What is Clause 19 all about?

Had a bad hole? Don't panic, there's always Clause 19...

You had a what? Well there's always Clause 19
You had a what? Well there's always Clause 19
(Image credit: Getty Images)

Clause 19 of the CONGU Unified Handicapping System can prevent your handicap going up even if you have a shockingly bad hole.

Here’s the scenario: You’re playing in the Saturday Medal and start unpromisingly. On the 4th hole, you inexplicably lose a ball down the right hand semi rough. Rather than going back to the tee and causing an almighty pile-up, you graciously call off the search and tell your playing partner to mark you down for a No Return.
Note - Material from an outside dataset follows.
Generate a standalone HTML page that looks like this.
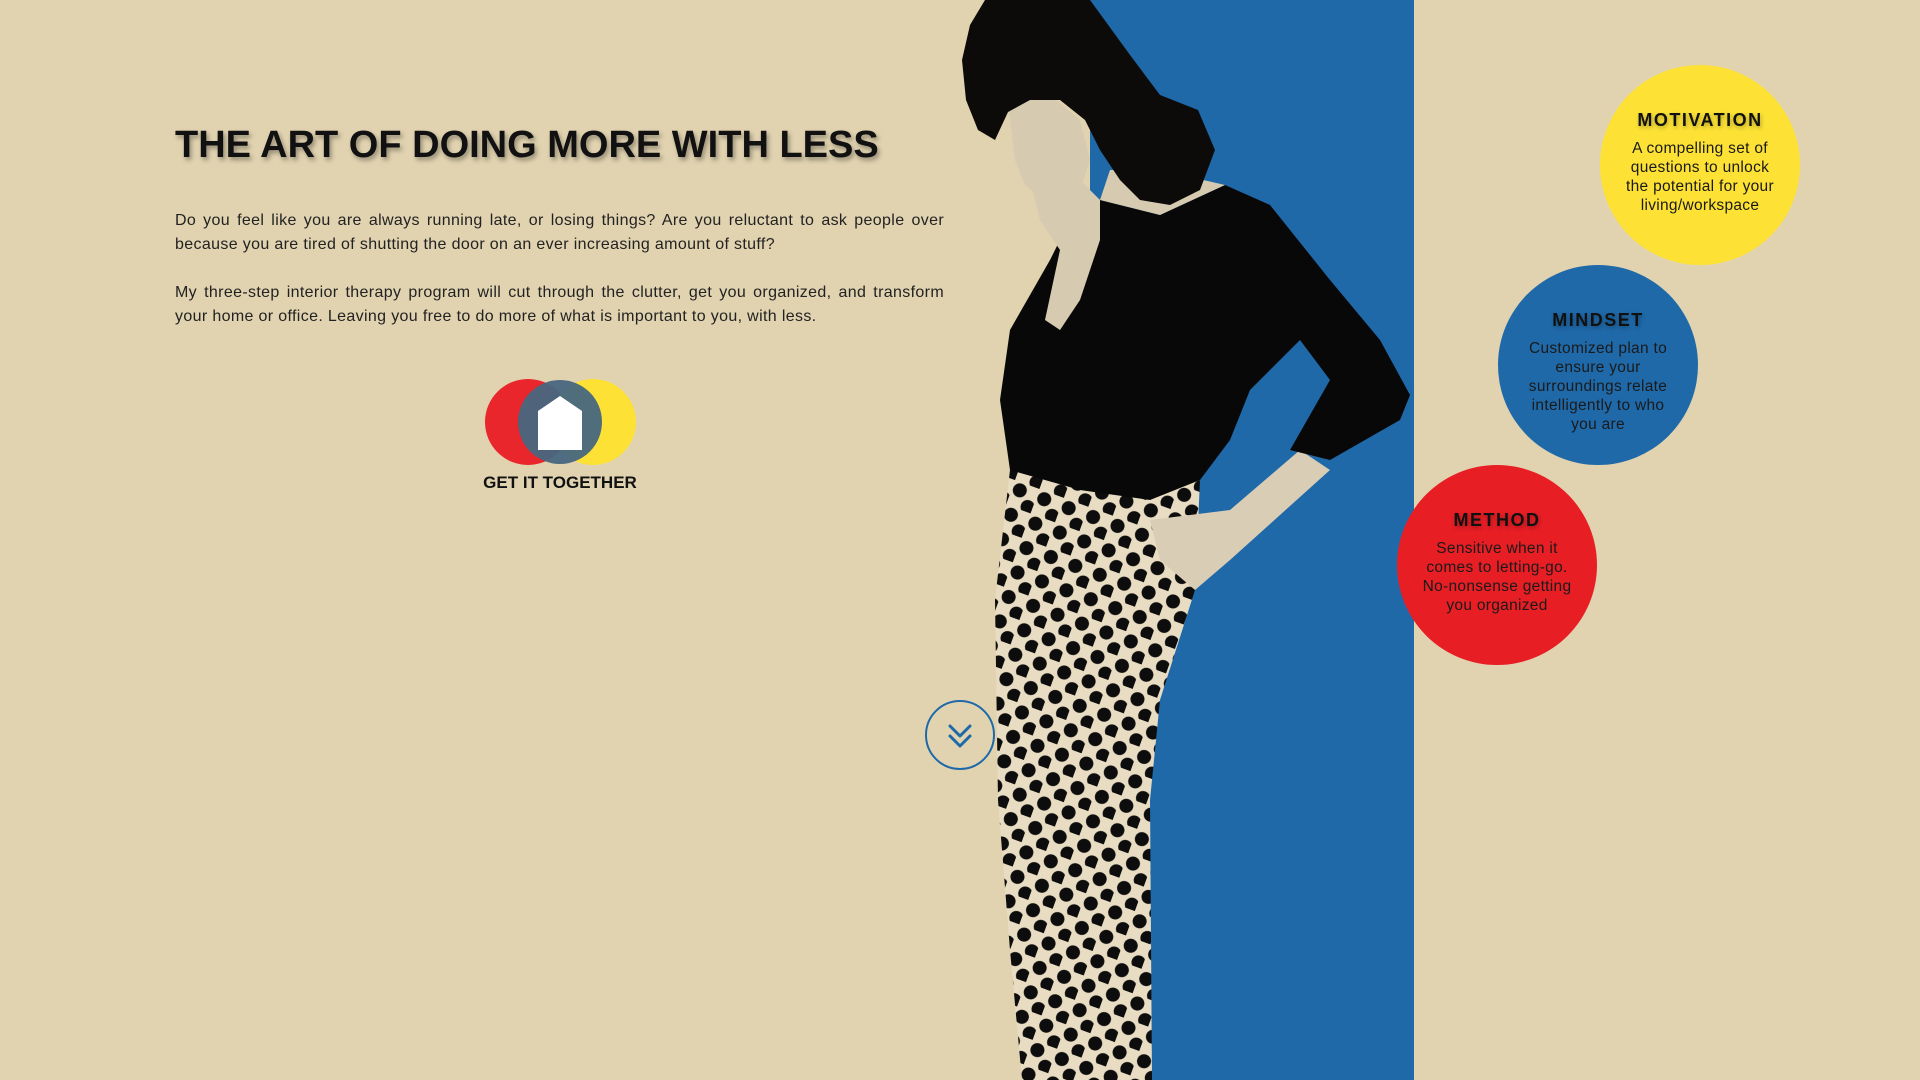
<!DOCTYPE html>
<html><head><meta charset="utf-8"><style>
html,body{margin:0;padding:0;width:1920px;height:1080px;overflow:hidden;background:#e1d3b0;font-family:"Liberation Sans",sans-serif;color:#1a1a1a}
.abs{position:absolute}
h1{position:absolute;left:175px;top:124px;margin:0;font-size:38px;font-weight:bold;letter-spacing:0px;color:#111;text-shadow:2px 3px 5px rgba(0,0,0,0.35);white-space:nowrap}
.p{position:absolute;left:175px;width:769px;font-size:16px;line-height:24px;text-align:justify;color:#222;letter-spacing:0.35px}
.circ{position:absolute;width:200px;height:200px;border-radius:50%;text-align:center;box-sizing:border-box;padding:0 24px}
.circ b{display:block;font-size:18px;letter-spacing:1.5px;margin-top:45px;margin-bottom:8px;color:#111;text-shadow:1px 2px 4px rgba(0,0,0,0.3)}
.circ span{display:block;font-size:15.5px;line-height:19px;color:#1a1a1a;letter-spacing:0.3px}
</style></head><body>
<svg class="abs" style="left:0;top:0" width="1920" height="1080">
<defs>
<pattern id="dots" width="26" height="26" patternUnits="userSpaceOnUse" patternTransform="rotate(20)">
<rect width="26" height="26" fill="#e8dcc2"/>
<circle cx="8" cy="8" r="7" fill="#0d0d0d"/>
<circle cx="21" cy="21" r="7" fill="#0d0d0d"/>
</pattern>
</defs>
<rect x="1090" y="0" width="324" height="1080" fill="#1f69a9"/>
<!-- skirt -->
<path d="M1010,470 L1200,480 L1195,590 L1160,700 L1150,800 L1152,1080 L1022,1080 L1010,950 L998,800 L995,600 Z" fill="url(#dots)"/>
<!-- back arm skin / hand on hip -->
<path d="M1150,520 L1230,510 L1300,450 L1330,470 L1230,560 L1195,590 L1160,560 Z" fill="#d9cdb5"/>
<!-- sweater -->
<path d="M1100,200 L1160,215 L1225,185 L1270,205 L1330,280 L1380,340 L1410,395 L1400,420 L1330,460 L1290,450 L1330,380 L1300,340 L1250,390 L1230,440 L1200,480 L1150,500 L1080,490 L1010,470 L1000,400 L1010,330 L1050,260 L1070,220 Z" fill="#080808"/>
<!-- neck -->
<path d="M1110,170 L1160,170 L1225,185 L1160,215 L1100,200 Z" fill="#d6cab0"/>
<!-- face -->
<path d="M1008,105 L1050,95 L1080,120 L1090,160 L1078,195 L1045,200 L1025,185 L1015,160 Z" fill="#d6cab0"/>
<!-- hand/arm near face -->
<path d="M1030,180 L1075,175 L1100,200 L1100,240 L1080,300 L1060,330 L1045,320 L1060,250 L1040,220 Z" fill="#d6cab0"/>
<!-- hair -->
<path d="M985,0 L1090,0 L1130,55 L1160,95 L1198,110 L1215,150 L1200,190 L1170,205 L1140,200 L1120,180 L1100,150 L1085,120 L1060,100 L1030,100 L1008,112 L995,140 L978,130 L966,100 L962,60 L970,25 Z" fill="#0c0b0a"/>
<!-- chevron -->
<circle cx="960" cy="735" r="34" fill="none" stroke="#1f69a9" stroke-width="2"/>
<path d="M950,726 L960,736 L970,726 M950,736 L960,746 L970,736" fill="none" stroke="#1f69a9" stroke-width="3" stroke-linecap="round" stroke-linejoin="round"/>
<!-- logo -->
<circle cx="528" cy="422" r="43" fill="#e8262b"/>
<circle cx="593" cy="422" r="43" fill="#fde235"/>
<circle cx="560" cy="422" r="42" fill="#47667f" opacity="0.95"/>
<path d="M538,411 L560,396 L582,411 L582,450 L538,450 Z" fill="#fff"/>
</svg>
<h1>THE ART OF DOING MORE WITH LESS</h1>
<div class="p" style="top:209px">Do you feel like you are always running late, or losing things? Are you reluctant to ask people over because you are tired of shutting the door on an ever increasing amount of stuff?</div>
<div class="p" style="top:281px">My three-step interior therapy program will cut through the clutter, get you organized, and transform your home or office. Leaving you free to do more of what is important to you, with less.</div>
<div class="abs" style="left:460px;top:473px;width:200px;text-align:center;font-size:17px;font-weight:bold;color:#111">GET IT TOGETHER</div>
<div class="circ" style="left:1600px;top:65px;background:#fde235"><b>MOTIVATION</b><span>A compelling set of questions to unlock the potential for your living/workspace</span></div>
<div class="circ" style="left:1498px;top:265px;background:#1f69a9"><b>MINDSET</b><span>Customized plan to ensure your surroundings relate intelligently to who you are</span></div>
<div class="circ" style="left:1397px;top:465px;background:#e81e25"><b>METHOD</b><span>Sensitive when it comes to letting-go. No-nonsense getting you organized</span></div>
</body></html>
Given it’s your only game of the week, you continue to try for the remainder of the holes and, typically, start to play rather well; the best you’ve played for some months… Aaarggh…

At the end of the round you sign your card without thinking too much about it, you fire the numbers into the computer (including the dreaded no score at the 4th,) down a pint of orange and lemonade and exit the Club stage left, cursing another 0.1 on the handicap.

The following week at competition check-in, you’re astounded to see your handicap stated as one lower than it had been the previous weekend. “Impossible,” you say, “I NR’d last week and haven’t played since.”

So what’s happened? Well, it seems your handicap has been affected by clause 19 of the CONGU Unified Handicapping System.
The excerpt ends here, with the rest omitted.